-- START Provided data --

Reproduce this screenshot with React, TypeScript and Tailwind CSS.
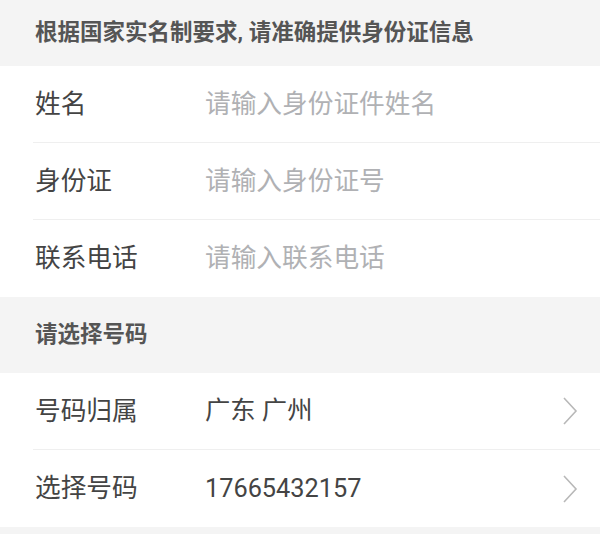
const FONT = "font-['Roboto','Noto_Sans_CJK_SC',sans-serif]";

type Row = { label: string; value: string; placeholder?: boolean; arrow?: boolean };

function Chevron() {
  return (
    <svg width="16" height="30" viewBox="0 0 16 30" className="mr-[22px] shrink-0">
      <path d="M2 2 L14 15 L2 28" fill="none" stroke="#b8b8b8" strokeWidth="1.6" />
    </svg>
  );
}

function FieldRows({ rows }: { rows: Row[] }) {
  return (
    <div className="bg-white pl-[33px]">
      {rows.map((row, i) => (
        <div
          key={row.label}
          className={`flex h-[77px] items-center ${i < rows.length - 1 ? "border-b border-[#efefef]" : ""}`}
        >
          <span className="w-[172px] shrink-0 pl-[2px] text-[25.7px] text-[#444]">{row.label}</span>
          <span
            className={`flex-1 ${
              row.placeholder ? "text-[25.7px] text-[#b0b1b4]" : "text-[25.3px] text-[#444]"
            }`}
          >
            {row.value}
          </span>
          {row.arrow && <Chevron />}
        </div>
      ))}
    </div>
  );
}

export default function App() {
  return (
    <div className={`h-[534px] w-[600px] overflow-hidden bg-[#f4f4f4] ${FONT}`}>
      <div className="flex h-[66px] items-center pl-[35px] text-[22.5px] font-bold text-[#555]">
        根据国家实名制要求, 请准确提供身份证信息
      </div>
      <FieldRows
        rows={[
          { label: "姓名", value: "请输入身份证件姓名", placeholder: true },
          { label: "身份证", value: "请输入身份证号", placeholder: true },
          { label: "联系电话", value: "请输入联系电话", placeholder: true },
        ]}
      />
      <div className="flex h-[76px] items-center pl-[35px] text-[22.5px] font-bold text-[#555]">请选择号码</div>
      <FieldRows
        rows={[
          { label: "号码归属", value: "广东 广州", arrow: true },
          { label: "选择号码", value: "17665432157", arrow: true },
        ]}
      />
    </div>
  );
}
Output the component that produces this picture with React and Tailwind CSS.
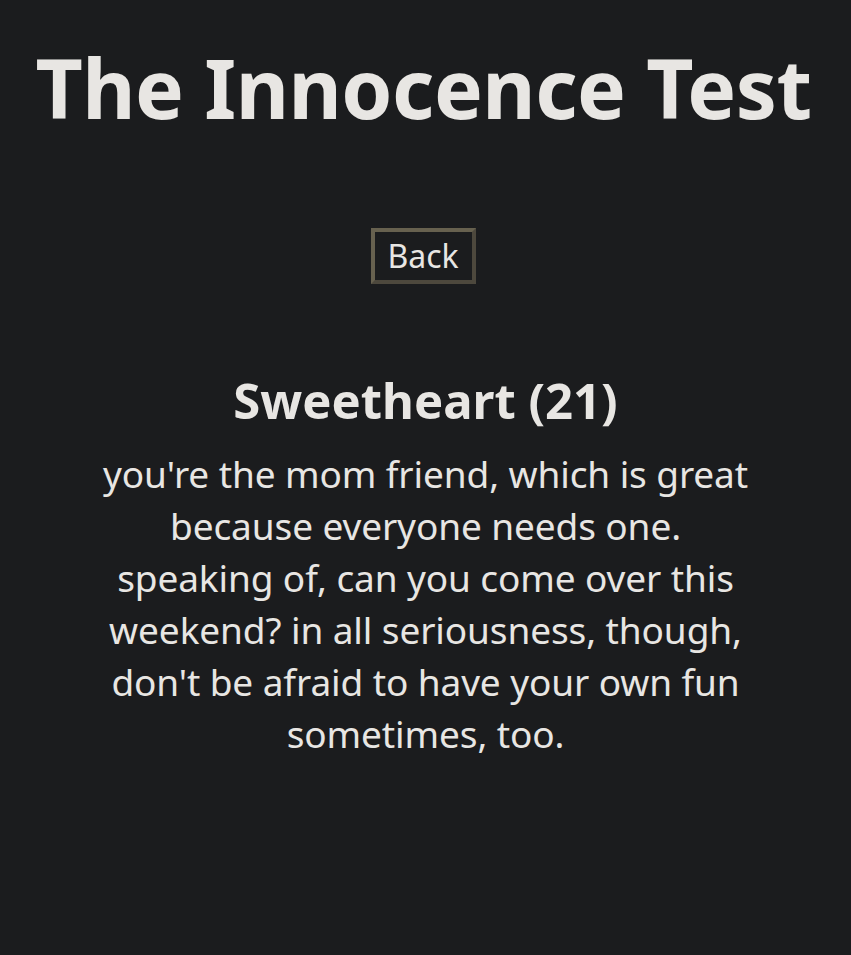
export default function App() {
  return (
    <div className="min-h-[955px] bg-[#1b1c1e] text-[#e8e6e3] text-center" style={{ fontFamily: '"Noto Sans", "Open Sans", sans-serif' }}>
      <h1 className="text-[82px] font-bold leading-none pt-[46px] tracking-[-0.5px] pr-[4px]">The Innocence Test</h1>
      <div className="mt-[100px] flex justify-center">
        <button className="text-[32px] leading-[38px] pl-[12px] pr-[13px] py-[5px] border-[4px] border-t-[#67614f] border-l-[#67614f] border-b-[#4d483d] border-r-[#4d483d] bg-[#1b1c1e] text-[#e8e6e3] mr-[4px]">Back</button>
      </div>
      <h2 className="mt-[86px] text-[49px] font-bold leading-[60px]">Sweetheart (21)</h2>
      <p className="mx-auto mt-[18px] w-[720px] text-[37px] leading-[52px] tracking-[-0.1px]">
        you're the mom friend, which is great<br />
        because everyone needs one.<br />
        speaking of, can you come over this<br />
        weekend? in all seriousness, though,<br />
        don't be afraid to have your own fun<br />
        sometimes, too.
      </p>
    </div>
  );
}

-- END Provided data --

Task directions: What is needed is an exact reproduction of the data, pictures excluded.

Result of the task:
Reproduce this screenshot with React, TypeScript and Tailwind CSS.
const FONT = "font-['Roboto','Noto_Sans_CJK_SC',sans-serif]";

type Row = { label: string; value: string; placeholder?: boolean; arrow?: boolean };

function Chevron() {
  return (
    <svg width="16" height="30" viewBox="0 0 16 30" className="mr-[22px] shrink-0">
      <path d="M2 2 L14 15 L2 28" fill="none" stroke="#b8b8b8" strokeWidth="1.6" />
    </svg>
  );
}

function FieldRows({ rows }: { rows: Row[] }) {
  return (
    <div className="bg-white pl-[33px]">
      {rows.map((row, i) => (
        <div
          key={row.label}
          className={`flex h-[77px] items-center ${i < rows.length - 1 ? "border-b border-[#efefef]" : ""}`}
        >
          <span className="w-[172px] shrink-0 pl-[2px] text-[25.7px] text-[#444]">{row.label}</span>
          <span
            className={`flex-1 ${
              row.placeholder ? "text-[25.7px] text-[#b0b1b4]" : "text-[25.3px] text-[#444]"
            }`}
          >
            {row.value}
          </span>
          {row.arrow && <Chevron />}
        </div>
      ))}
    </div>
  );
}

export default function App() {
  return (
    <div className={`h-[534px] w-[600px] overflow-hidden bg-[#f4f4f4] ${FONT}`}>
      <div className="flex h-[66px] items-center pl-[35px] text-[22.5px] font-bold text-[#555]">
        根据国家实名制要求, 请准确提供身份证信息
      </div>
      <FieldRows
        rows={[
          { label: "姓名", value: "请输入身份证件姓名", placeholder: true },
          { label: "身份证", value: "请输入身份证号", placeholder: true },
          { label: "联系电话", value: "请输入联系电话", placeholder: true },
        ]}
      />
      <div className="flex h-[76px] items-center pl-[35px] text-[22.5px] font-bold text-[#555]">请选择号码</div>
      <FieldRows
        rows={[
          { label: "号码归属", value: "广东 广州", arrow: true },
          { label: "选择号码", value: "17665432157", arrow: true },
        ]}
      />
    </div>
  );
}
Output the component that produces this picture with React and Tailwind CSS.
export default function App() {
  return (
    <div className="min-h-[955px] bg-[#1b1c1e] text-[#e8e6e3] text-center" style={{ fontFamily: '"Noto Sans", "Open Sans", sans-serif' }}>
      <h1 className="text-[82px] font-bold leading-none pt-[46px] tracking-[-0.5px] pr-[4px]">The Innocence Test</h1>
      <div className="mt-[100px] flex justify-center">
        <button className="text-[32px] leading-[38px] pl-[12px] pr-[13px] py-[5px] border-[4px] border-t-[#67614f] border-l-[#67614f] border-b-[#4d483d] border-r-[#4d483d] bg-[#1b1c1e] text-[#e8e6e3] mr-[4px]">Back</button>
      </div>
      <h2 className="mt-[86px] text-[49px] font-bold leading-[60px]">Sweetheart (21)</h2>
      <p className="mx-auto mt-[18px] w-[720px] text-[37px] leading-[52px] tracking-[-0.1px]">
        you're the mom friend, which is great<br />
        because everyone needs one.<br />
        speaking of, can you come over this<br />
        weekend? in all seriousness, though,<br />
        don't be afraid to have your own fun<br />
        sometimes, too.
      </p>
    </div>
  );
}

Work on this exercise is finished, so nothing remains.